TASK DIRECTIONS:
Write out the whole listing, matching it exactly.
## Begin DATASET EXTRACT
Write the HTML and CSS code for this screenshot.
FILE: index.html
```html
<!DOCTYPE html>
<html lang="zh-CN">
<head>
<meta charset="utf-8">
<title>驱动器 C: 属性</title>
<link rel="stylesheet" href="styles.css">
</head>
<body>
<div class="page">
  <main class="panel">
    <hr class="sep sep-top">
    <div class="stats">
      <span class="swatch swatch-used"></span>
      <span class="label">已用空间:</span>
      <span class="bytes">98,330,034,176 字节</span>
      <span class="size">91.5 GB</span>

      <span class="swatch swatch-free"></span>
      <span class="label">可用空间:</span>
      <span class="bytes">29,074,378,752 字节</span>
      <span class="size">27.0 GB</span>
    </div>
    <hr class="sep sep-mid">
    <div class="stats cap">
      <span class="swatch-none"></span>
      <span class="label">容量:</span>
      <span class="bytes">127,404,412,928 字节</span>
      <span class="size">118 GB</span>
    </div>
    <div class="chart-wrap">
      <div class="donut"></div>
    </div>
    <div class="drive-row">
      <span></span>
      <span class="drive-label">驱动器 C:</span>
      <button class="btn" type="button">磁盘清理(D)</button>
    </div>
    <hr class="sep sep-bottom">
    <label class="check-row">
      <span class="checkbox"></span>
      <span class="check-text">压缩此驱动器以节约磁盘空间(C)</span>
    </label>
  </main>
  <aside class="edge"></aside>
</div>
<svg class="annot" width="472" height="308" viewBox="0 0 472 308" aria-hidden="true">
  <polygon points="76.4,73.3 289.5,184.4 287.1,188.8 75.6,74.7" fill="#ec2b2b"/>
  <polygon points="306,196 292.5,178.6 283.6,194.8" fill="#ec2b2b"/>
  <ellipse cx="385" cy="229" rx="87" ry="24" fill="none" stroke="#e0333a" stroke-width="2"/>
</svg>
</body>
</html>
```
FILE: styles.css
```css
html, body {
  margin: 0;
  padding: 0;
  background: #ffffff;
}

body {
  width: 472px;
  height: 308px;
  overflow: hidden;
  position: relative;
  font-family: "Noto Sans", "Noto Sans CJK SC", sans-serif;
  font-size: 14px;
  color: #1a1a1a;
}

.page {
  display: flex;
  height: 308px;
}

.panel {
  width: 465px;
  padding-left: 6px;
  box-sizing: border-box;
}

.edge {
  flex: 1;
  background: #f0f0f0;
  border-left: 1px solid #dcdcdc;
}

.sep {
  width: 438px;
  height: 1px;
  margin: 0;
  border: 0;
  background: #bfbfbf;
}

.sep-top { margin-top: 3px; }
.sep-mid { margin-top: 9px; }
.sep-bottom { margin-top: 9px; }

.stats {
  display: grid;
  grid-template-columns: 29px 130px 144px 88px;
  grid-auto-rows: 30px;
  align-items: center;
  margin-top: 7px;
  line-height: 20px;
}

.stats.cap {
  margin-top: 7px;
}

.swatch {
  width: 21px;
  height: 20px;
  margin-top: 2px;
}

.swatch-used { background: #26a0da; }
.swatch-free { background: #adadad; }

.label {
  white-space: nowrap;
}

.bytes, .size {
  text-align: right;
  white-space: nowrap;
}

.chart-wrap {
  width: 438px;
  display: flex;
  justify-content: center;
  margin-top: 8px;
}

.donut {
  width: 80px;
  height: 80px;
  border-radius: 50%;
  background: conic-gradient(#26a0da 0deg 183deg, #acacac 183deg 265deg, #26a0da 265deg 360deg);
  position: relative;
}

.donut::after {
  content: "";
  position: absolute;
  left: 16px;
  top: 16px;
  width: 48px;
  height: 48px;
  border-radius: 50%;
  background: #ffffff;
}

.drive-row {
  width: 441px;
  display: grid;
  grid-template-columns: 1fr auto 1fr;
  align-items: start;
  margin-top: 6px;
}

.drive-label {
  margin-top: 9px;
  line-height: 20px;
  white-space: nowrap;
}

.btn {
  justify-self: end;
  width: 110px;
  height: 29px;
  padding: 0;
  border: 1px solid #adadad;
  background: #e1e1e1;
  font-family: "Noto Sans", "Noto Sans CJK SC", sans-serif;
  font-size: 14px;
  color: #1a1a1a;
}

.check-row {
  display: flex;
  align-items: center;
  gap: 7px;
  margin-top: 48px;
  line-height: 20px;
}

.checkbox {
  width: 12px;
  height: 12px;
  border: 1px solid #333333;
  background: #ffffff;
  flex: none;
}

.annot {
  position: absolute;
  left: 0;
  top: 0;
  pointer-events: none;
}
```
## End DATASET EXTRACT
REPLY TO THE EXERCISE:
Write the HTML and CSS code for this screenshot.
FILE: index.html
```html
<!DOCTYPE html>
<html lang="zh-CN">
<head>
<meta charset="utf-8">
<title>驱动器 C: 属性</title>
<link rel="stylesheet" href="styles.css">
</head>
<body>
<div class="page">
  <main class="panel">
    <hr class="sep sep-top">
    <div class="stats">
      <span class="swatch swatch-used"></span>
      <span class="label">已用空间:</span>
      <span class="bytes">98,330,034,176 字节</span>
      <span class="size">91.5 GB</span>

      <span class="swatch swatch-free"></span>
      <span class="label">可用空间:</span>
      <span class="bytes">29,074,378,752 字节</span>
      <span class="size">27.0 GB</span>
    </div>
    <hr class="sep sep-mid">
    <div class="stats cap">
      <span class="swatch-none"></span>
      <span class="label">容量:</span>
      <span class="bytes">127,404,412,928 字节</span>
      <span class="size">118 GB</span>
    </div>
    <div class="chart-wrap">
      <div class="donut"></div>
    </div>
    <div class="drive-row">
      <span></span>
      <span class="drive-label">驱动器 C:</span>
      <button class="btn" type="button">磁盘清理(D)</button>
    </div>
    <hr class="sep sep-bottom">
    <label class="check-row">
      <span class="checkbox"></span>
      <span class="check-text">压缩此驱动器以节约磁盘空间(C)</span>
    </label>
  </main>
  <aside class="edge"></aside>
</div>
<svg class="annot" width="472" height="308" viewBox="0 0 472 308" aria-hidden="true">
  <polygon points="76.4,73.3 289.5,184.4 287.1,188.8 75.6,74.7" fill="#ec2b2b"/>
  <polygon points="306,196 292.5,178.6 283.6,194.8" fill="#ec2b2b"/>
  <ellipse cx="385" cy="229" rx="87" ry="24" fill="none" stroke="#e0333a" stroke-width="2"/>
</svg>
</body>
</html>
```
FILE: styles.css
```css
html, body {
  margin: 0;
  padding: 0;
  background: #ffffff;
}

body {
  width: 472px;
  height: 308px;
  overflow: hidden;
  position: relative;
  font-family: "Noto Sans", "Noto Sans CJK SC", sans-serif;
  font-size: 14px;
  color: #1a1a1a;
}

.page {
  display: flex;
  height: 308px;
}

.panel {
  width: 465px;
  padding-left: 6px;
  box-sizing: border-box;
}

.edge {
  flex: 1;
  background: #f0f0f0;
  border-left: 1px solid #dcdcdc;
}

.sep {
  width: 438px;
  height: 1px;
  margin: 0;
  border: 0;
  background: #bfbfbf;
}

.sep-top { margin-top: 3px; }
.sep-mid { margin-top: 9px; }
.sep-bottom { margin-top: 9px; }

.stats {
  display: grid;
  grid-template-columns: 29px 130px 144px 88px;
  grid-auto-rows: 30px;
  align-items: center;
  margin-top: 7px;
  line-height: 20px;
}

.stats.cap {
  margin-top: 7px;
}

.swatch {
  width: 21px;
  height: 20px;
  margin-top: 2px;
}

.swatch-used { background: #26a0da; }
.swatch-free { background: #adadad; }

.label {
  white-space: nowrap;
}

.bytes, .size {
  text-align: right;
  white-space: nowrap;
}

.chart-wrap {
  width: 438px;
  display: flex;
  justify-content: center;
  margin-top: 8px;
}

.donut {
  width: 80px;
  height: 80px;
  border-radius: 50%;
  background: conic-gradient(#26a0da 0deg 183deg, #acacac 183deg 265deg, #26a0da 265deg 360deg);
  position: relative;
}

.donut::after {
  content: "";
  position: absolute;
  left: 16px;
  top: 16px;
  width: 48px;
  height: 48px;
  border-radius: 50%;
  background: #ffffff;
}

.drive-row {
  width: 441px;
  display: grid;
  grid-template-columns: 1fr auto 1fr;
  align-items: start;
  margin-top: 6px;
}

.drive-label {
  margin-top: 9px;
  line-height: 20px;
  white-space: nowrap;
}

.btn {
  justify-self: end;
  width: 110px;
  height: 29px;
  padding: 0;
  border: 1px solid #adadad;
  background: #e1e1e1;
  font-family: "Noto Sans", "Noto Sans CJK SC", sans-serif;
  font-size: 14px;
  color: #1a1a1a;
}

.check-row {
  display: flex;
  align-items: center;
  gap: 7px;
  margin-top: 48px;
  line-height: 20px;
}

.checkbox {
  width: 12px;
  height: 12px;
  border: 1px solid #333333;
  background: #ffffff;
  flex: none;
}

.annot {
  position: absolute;
  left: 0;
  top: 0;
  pointer-events: none;
}
```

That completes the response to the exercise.